Après, l’agenda qui s’impose à nous n’est pas forcément un agenda comme on avait prévu et que même votre parti, votre groupe avait prévu, du coup, difficile de répondre à cette question-là.
Je ne sais pas comment, voilà, il ne peut pas exister de mandat impératif en tout cas quand on est député, il me semble, il y a trop d’aléas, trop d’aléas et trop de choses qui manquent, qui viennent se surajouter, qu’on n’avait pas prévues et qui, en plus, ce n’est pas à notre main, de toute façon, et Quitterie l’a rappelé, 90 pour cent des projets de loi viennent du gouvernement.
On ne maîtrise pas le calendrier du gouvernement.
Après, on a un engagement initial. Et puis, je crois que la notion de confiance qu’on peut avoir entre citoyens et élus, c’est ça aussi, c’est de rester soi et d’aller toujours voter selon ce qu’on a pu porter pendant la campagne.
Quitterie de Villepin : Si je peux ajouter un élément de complément, nous, on essaye vraiment, dans cette initiative-là, de travailler, une question qui n’est pas tout à fait le mandat représentatif d’aujourd’hui, qui n’est pas non plus le mandat impératif, qui une sorte de voie et de ligne de crête qui serait le mandat délibératif où la députée, son engagement, qui peut être aussi écrit, est d’installer, de donner des moyens, à une assemblée locale de délibérer. Et ce serait ça l’organisation du mandat.
Là aussi, j’ai l’impression que le rythme du travail à l’Assemblée, si mes souvenirs sont bons c’est mardi, mercredi, jeudi, où se fait l’essentiel du travail à l’Assemblée, ce qui pourrait laisser le lundi ou le vendredi pour siéger dans une assemblée locale délibérative.
Et ça, ce serait sur la question qui vient juste après et après, je te redonne la parole,
Delphine, c’est que, dans l’idéal, dans l’idéal et dans une future révision constitutionnelle, pourrait être institué ce concept, cette expérience d’assemblée locale délibérative qui pourrait prendre des formes diverses et variées, mais qui, un jour, pourrait être une solution.
On sent bien que notre démocratie représentative, elle est fatiguée, elle est un peu à bout de souffle, elle a besoin d’être régénérée.
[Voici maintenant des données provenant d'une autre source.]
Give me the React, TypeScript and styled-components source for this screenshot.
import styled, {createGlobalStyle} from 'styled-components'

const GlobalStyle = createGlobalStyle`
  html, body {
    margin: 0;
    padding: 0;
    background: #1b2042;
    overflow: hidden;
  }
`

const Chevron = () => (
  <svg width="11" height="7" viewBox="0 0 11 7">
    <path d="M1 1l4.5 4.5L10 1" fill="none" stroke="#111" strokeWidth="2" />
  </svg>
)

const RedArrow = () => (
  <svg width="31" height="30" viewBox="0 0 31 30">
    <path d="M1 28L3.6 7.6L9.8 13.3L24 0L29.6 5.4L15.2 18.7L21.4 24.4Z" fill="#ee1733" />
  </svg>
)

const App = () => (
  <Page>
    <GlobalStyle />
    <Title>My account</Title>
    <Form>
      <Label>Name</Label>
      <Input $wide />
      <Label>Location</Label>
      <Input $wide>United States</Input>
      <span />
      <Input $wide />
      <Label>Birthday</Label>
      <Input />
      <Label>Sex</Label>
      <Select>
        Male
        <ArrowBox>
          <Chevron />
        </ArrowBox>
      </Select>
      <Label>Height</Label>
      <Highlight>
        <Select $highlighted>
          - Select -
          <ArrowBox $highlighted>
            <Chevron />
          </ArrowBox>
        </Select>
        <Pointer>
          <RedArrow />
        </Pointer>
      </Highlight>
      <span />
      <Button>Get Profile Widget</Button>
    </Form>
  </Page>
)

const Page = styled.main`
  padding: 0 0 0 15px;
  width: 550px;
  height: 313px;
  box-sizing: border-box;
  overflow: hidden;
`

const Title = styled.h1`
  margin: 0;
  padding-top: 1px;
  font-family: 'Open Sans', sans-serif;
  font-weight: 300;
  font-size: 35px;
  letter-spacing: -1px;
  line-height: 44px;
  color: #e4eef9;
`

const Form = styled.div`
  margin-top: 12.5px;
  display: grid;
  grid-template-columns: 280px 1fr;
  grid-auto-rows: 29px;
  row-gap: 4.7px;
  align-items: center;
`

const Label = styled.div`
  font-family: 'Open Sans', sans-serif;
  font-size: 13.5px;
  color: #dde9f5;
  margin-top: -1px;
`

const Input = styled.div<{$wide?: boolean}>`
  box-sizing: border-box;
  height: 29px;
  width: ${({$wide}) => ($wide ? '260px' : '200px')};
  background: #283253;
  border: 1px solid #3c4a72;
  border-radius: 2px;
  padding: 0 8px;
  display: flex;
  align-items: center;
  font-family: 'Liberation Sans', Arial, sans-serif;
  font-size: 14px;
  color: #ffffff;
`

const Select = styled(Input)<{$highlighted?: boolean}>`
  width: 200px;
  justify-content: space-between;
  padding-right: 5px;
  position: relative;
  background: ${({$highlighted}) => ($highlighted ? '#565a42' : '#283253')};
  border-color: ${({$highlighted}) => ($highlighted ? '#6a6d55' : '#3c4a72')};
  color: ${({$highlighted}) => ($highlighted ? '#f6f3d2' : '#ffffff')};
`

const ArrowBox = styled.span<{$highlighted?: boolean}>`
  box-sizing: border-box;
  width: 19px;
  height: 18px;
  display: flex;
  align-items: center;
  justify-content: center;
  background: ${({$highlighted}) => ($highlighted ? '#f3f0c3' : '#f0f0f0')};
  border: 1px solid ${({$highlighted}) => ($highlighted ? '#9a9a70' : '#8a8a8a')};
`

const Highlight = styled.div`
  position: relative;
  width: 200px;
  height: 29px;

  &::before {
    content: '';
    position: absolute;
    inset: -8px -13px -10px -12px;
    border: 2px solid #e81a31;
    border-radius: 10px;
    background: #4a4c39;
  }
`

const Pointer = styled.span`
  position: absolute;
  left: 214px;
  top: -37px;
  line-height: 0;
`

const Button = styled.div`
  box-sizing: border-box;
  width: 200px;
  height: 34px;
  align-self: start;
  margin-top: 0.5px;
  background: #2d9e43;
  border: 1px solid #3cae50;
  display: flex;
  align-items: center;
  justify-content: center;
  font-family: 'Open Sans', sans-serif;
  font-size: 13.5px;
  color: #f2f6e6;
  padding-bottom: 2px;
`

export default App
Et qui de mieux que les citoyens et citoyennes pour venir remettre un peu de vivant dans ça ? Et finalement l’Assemblée nationale, c’est un espace de délibération et peut être qu’il faut y adjoindre d’autres espaces de délibération qui viennent faire le lien et ce serait vraiment intéressant.
C’est Dominique Rousseau qu’on va recevoir dimanche prochain, qui a théorisé la démocratie continue et la démocratie délibérative, qui plaide pour une révision constitutionnelle qui mettrait en œuvre ça.
Et donc, ce ne sont pas des grands mots slogans, comme la sixième République, qui veulent tout et rien dire, il y a tellement de 6èmes républiques possibles, mais qui, de manière beaucoup plus humble, apporterait peut-être une pierre sur initier comme ça un tournant du représentatif au délibératif.
Mais c’est vrai que le mandat impératif imposerait que la personne élue s’efface complètement sur des sujets que personne ne maîtrise.
Et donc, du coup, j’entends la question parce que pour avoir exploré dans l’expérience #MAVOIX où c’était vraiment le concept, c’était : des parlementaires, futurs parlementaires #MAVOIX qui auraient été élus, mais qui étaient d’accord pour relayer telles quelles, les décisions, des citoyennes et les citoyens.
Ce n’est pas le cas dans aujourd’hui ce qu’on porte et on essaie vraiment de trouver cette définition du mandat délibératif.
Delphine Bagarry : Oui, après, moi, je ne suis pas prof de droit constitutionnel, donc, c’est compliqué de dire ça, mais je suis, moi, je me suis pas mal intéressé, j’ai pas mal lu sur les référendums d’initiative citoyenne aussi.
Se dire, tiens, on est un certain nombre, on a envie de porter ce sujet et de le mettre en délibération, est-ce que ça ne peut pas exister ? Et je trouve ça extrêmement intéressant.
Alors évidemment, il y a des choses qui… il faut faire attention, il y a des choses qu’il faut borner, et on a de la chance d’avoir une Constitution suffisamment costaud, costaude, pour nous garantir qu’on ne peut pas tout faire, et on ne peut pas tout changer, parce que ceux qui y ont réfléchi avant nous étaient certainement très avertis, mais il y a certainement une autre manière de faire vivre et redonner de la vitalité à la démocratie et du coup, de pouvoir mieux porter, que chacun puisse se sentir plus investi, on va dire.
Maintenant, c’est compliqué.
Est ce qu’il faut changer la Constitution ou pas ?
Je pense que toi, tu vas y faire à ton niveau, certainement, tu n’as pas besoin d’un changement constitutionnel, mais il va falloir que tu fasses un règlement intérieur.
Je pense qu’au sein d’une collectivité, c’est peut-être plus facile aussi.